- DESCRIPTION OF THE TASK
Without the pictures, write out all the lines below exactly as they appear.
+---+
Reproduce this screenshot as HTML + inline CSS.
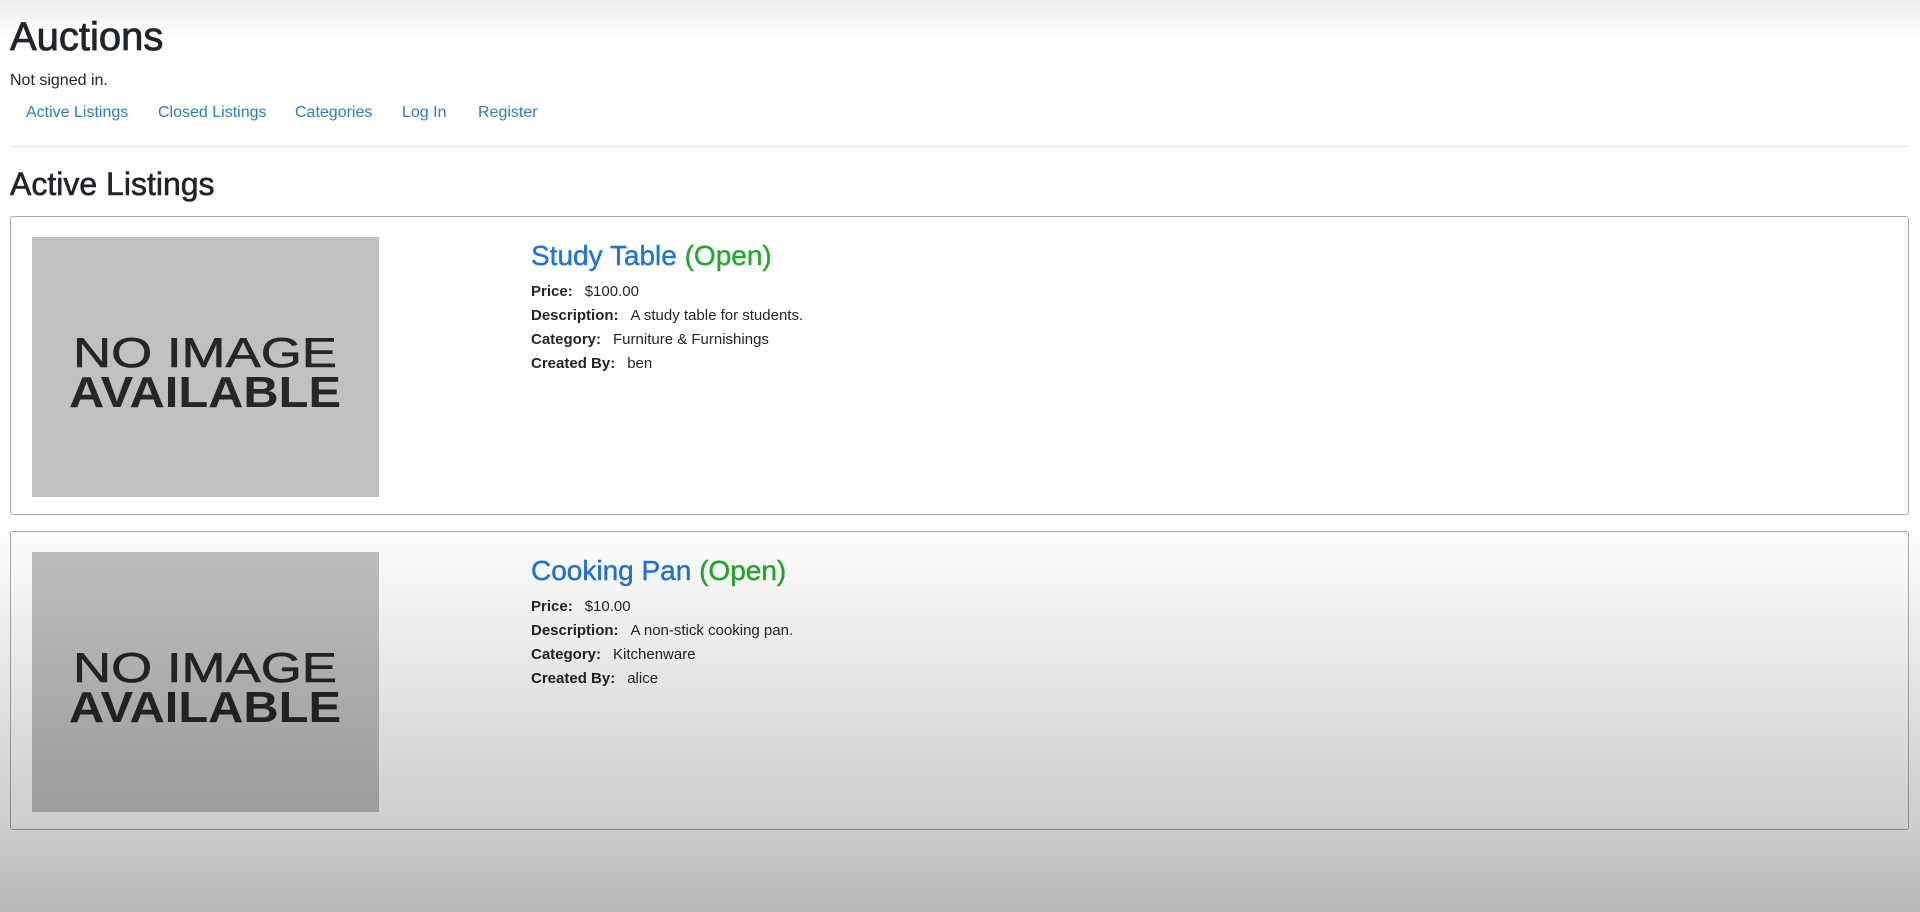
<!DOCTYPE html>
<html><head><meta charset="utf-8">
<style>
html,body{margin:0;padding:0}
body{width:1920px;height:912px;position:relative;overflow:hidden;background:#fff;font-family:"Liberation Sans",sans-serif;color:#212529}
.abs{position:absolute;white-space:nowrap}
h1{position:absolute;left:10px;top:13px;margin:0;font-size:40px;font-weight:500;line-height:48px;-webkit-text-stroke:0.8px #212529}
.ns{left:10px;top:71px;font-size:16px;line-height:20px}
.nav{top:103px;font-size:16px;color:#2f7bbf;line-height:20px}
hr{position:absolute;left:10px;top:146px;width:1899px;margin:0;border:0;border-top:1px solid #e2e2e2}
h2{position:absolute;left:10px;top:164px;margin:0;font-size:32px;font-weight:500;line-height:40px;-webkit-text-stroke:0.6px #212529}
.card{position:absolute;left:10px;width:1897px;height:297px;border:1px solid #a9a9a9;border-radius:3px;background:#fff}
.img{position:absolute;left:21px;top:20px;width:347px;height:260px;background:#c1c1c1}
.title{position:absolute;left:520px;top:21px;font-size:28px;line-height:36px;color:#1f74d6;white-space:nowrap;-webkit-text-stroke:0.4px #1f74d6}
.title span{color:#22a82c;-webkit-text-stroke:0.4px #22a82c}
.row{position:absolute;left:520px;font-size:15px;line-height:20px;white-space:nowrap}
.row b{margin-right:12px}
.ov{position:absolute;left:0;top:0;width:1920px;height:912px;pointer-events:none;
background:linear-gradient(to bottom,rgba(0,0,0,0.07) 0px,rgba(0,0,0,0) 40px,rgba(0,0,0,0) 520px,rgba(0,0,0,0.2) 830px,rgba(0,0,0,0.28) 912px)}
</style></head><body>
<h1>Auctions</h1>
<div class="abs ns">Not signed in.</div>
<div class="abs nav" style="left:26px">Active Listings</div>
<div class="abs nav" style="left:158px">Closed Listings</div>
<div class="abs nav" style="left:295px">Categories</div>
<div class="abs nav" style="left:402px">Log In</div>
<div class="abs nav" style="left:478px">Register</div>
<hr>
<h2>Active Listings</h2>

<div class="card" style="top:216px">
  <div class="img"><svg width="347" height="260">
    <text x="173" y="130" text-anchor="middle" font-family="Liberation Sans" font-size="42" fill="#262626" stroke="#262626" stroke-width="0.6" textLength="264" lengthAdjust="spacingAndGlyphs">NO IMAGE</text>
    <text x="173" y="170" text-anchor="middle" font-family="Liberation Sans" font-weight="bold" font-size="44" fill="#262626" textLength="272" lengthAdjust="spacingAndGlyphs">AVAILABLE</text>
  </svg></div>
  <div class="title">Study Table <span>(Open)</span></div>
  <div class="row" style="top:65px"><b>Price:</b>$100.00</div>
  <div class="row" style="top:89px"><b>Description:</b>A study table for students.</div>
  <div class="row" style="top:113px"><b>Category:</b>Furniture &amp; Furnishings</div>
  <div class="row" style="top:137px"><b>Created By:</b>ben</div>
</div>

<div class="card" style="top:531px">
  <div class="img"><svg width="347" height="260">
    <text x="173" y="130" text-anchor="middle" font-family="Liberation Sans" font-size="42" fill="#262626" stroke="#262626" stroke-width="0.6" textLength="264" lengthAdjust="spacingAndGlyphs">NO IMAGE</text>
    <text x="173" y="170" text-anchor="middle" font-family="Liberation Sans" font-weight="bold" font-size="44" fill="#262626" textLength="272" lengthAdjust="spacingAndGlyphs">AVAILABLE</text>
  </svg></div>
  <div class="title">Cooking Pan <span>(Open)</span></div>
  <div class="row" style="top:65px"><b>Price:</b>$10.00</div>
  <div class="row" style="top:89px"><b>Description:</b>A non-stick cooking pan.</div>
  <div class="row" style="top:113px"><b>Category:</b>Kitchenware</div>
  <div class="row" style="top:137px"><b>Created By:</b>alice</div>
</div>
<div class="ov"></div>
</body></html>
+---+
- THE SOLUTION
Reproduce this screenshot as HTML + inline CSS.
<!DOCTYPE html>
<html><head><meta charset="utf-8">
<style>
html,body{margin:0;padding:0}
body{width:1920px;height:912px;position:relative;overflow:hidden;background:#fff;font-family:"Liberation Sans",sans-serif;color:#212529}
.abs{position:absolute;white-space:nowrap}
h1{position:absolute;left:10px;top:13px;margin:0;font-size:40px;font-weight:500;line-height:48px;-webkit-text-stroke:0.8px #212529}
.ns{left:10px;top:71px;font-size:16px;line-height:20px}
.nav{top:103px;font-size:16px;color:#2f7bbf;line-height:20px}
hr{position:absolute;left:10px;top:146px;width:1899px;margin:0;border:0;border-top:1px solid #e2e2e2}
h2{position:absolute;left:10px;top:164px;margin:0;font-size:32px;font-weight:500;line-height:40px;-webkit-text-stroke:0.6px #212529}
.card{position:absolute;left:10px;width:1897px;height:297px;border:1px solid #a9a9a9;border-radius:3px;background:#fff}
.img{position:absolute;left:21px;top:20px;width:347px;height:260px;background:#c1c1c1}
.title{position:absolute;left:520px;top:21px;font-size:28px;line-height:36px;color:#1f74d6;white-space:nowrap;-webkit-text-stroke:0.4px #1f74d6}
.title span{color:#22a82c;-webkit-text-stroke:0.4px #22a82c}
.row{position:absolute;left:520px;font-size:15px;line-height:20px;white-space:nowrap}
.row b{margin-right:12px}
.ov{position:absolute;left:0;top:0;width:1920px;height:912px;pointer-events:none;
background:linear-gradient(to bottom,rgba(0,0,0,0.07) 0px,rgba(0,0,0,0) 40px,rgba(0,0,0,0) 520px,rgba(0,0,0,0.2) 830px,rgba(0,0,0,0.28) 912px)}
</style></head><body>
<h1>Auctions</h1>
<div class="abs ns">Not signed in.</div>
<div class="abs nav" style="left:26px">Active Listings</div>
<div class="abs nav" style="left:158px">Closed Listings</div>
<div class="abs nav" style="left:295px">Categories</div>
<div class="abs nav" style="left:402px">Log In</div>
<div class="abs nav" style="left:478px">Register</div>
<hr>
<h2>Active Listings</h2>

<div class="card" style="top:216px">
  <div class="img"><svg width="347" height="260">
    <text x="173" y="130" text-anchor="middle" font-family="Liberation Sans" font-size="42" fill="#262626" stroke="#262626" stroke-width="0.6" textLength="264" lengthAdjust="spacingAndGlyphs">NO IMAGE</text>
    <text x="173" y="170" text-anchor="middle" font-family="Liberation Sans" font-weight="bold" font-size="44" fill="#262626" textLength="272" lengthAdjust="spacingAndGlyphs">AVAILABLE</text>
  </svg></div>
  <div class="title">Study Table <span>(Open)</span></div>
  <div class="row" style="top:65px"><b>Price:</b>$100.00</div>
  <div class="row" style="top:89px"><b>Description:</b>A study table for students.</div>
  <div class="row" style="top:113px"><b>Category:</b>Furniture &amp; Furnishings</div>
  <div class="row" style="top:137px"><b>Created By:</b>ben</div>
</div>

<div class="card" style="top:531px">
  <div class="img"><svg width="347" height="260">
    <text x="173" y="130" text-anchor="middle" font-family="Liberation Sans" font-size="42" fill="#262626" stroke="#262626" stroke-width="0.6" textLength="264" lengthAdjust="spacingAndGlyphs">NO IMAGE</text>
    <text x="173" y="170" text-anchor="middle" font-family="Liberation Sans" font-weight="bold" font-size="44" fill="#262626" textLength="272" lengthAdjust="spacingAndGlyphs">AVAILABLE</text>
  </svg></div>
  <div class="title">Cooking Pan <span>(Open)</span></div>
  <div class="row" style="top:65px"><b>Price:</b>$10.00</div>
  <div class="row" style="top:89px"><b>Description:</b>A non-stick cooking pan.</div>
  <div class="row" style="top:113px"><b>Category:</b>Kitchenware</div>
  <div class="row" style="top:137px"><b>Created By:</b>alice</div>
</div>
<div class="ov"></div>
</body></html>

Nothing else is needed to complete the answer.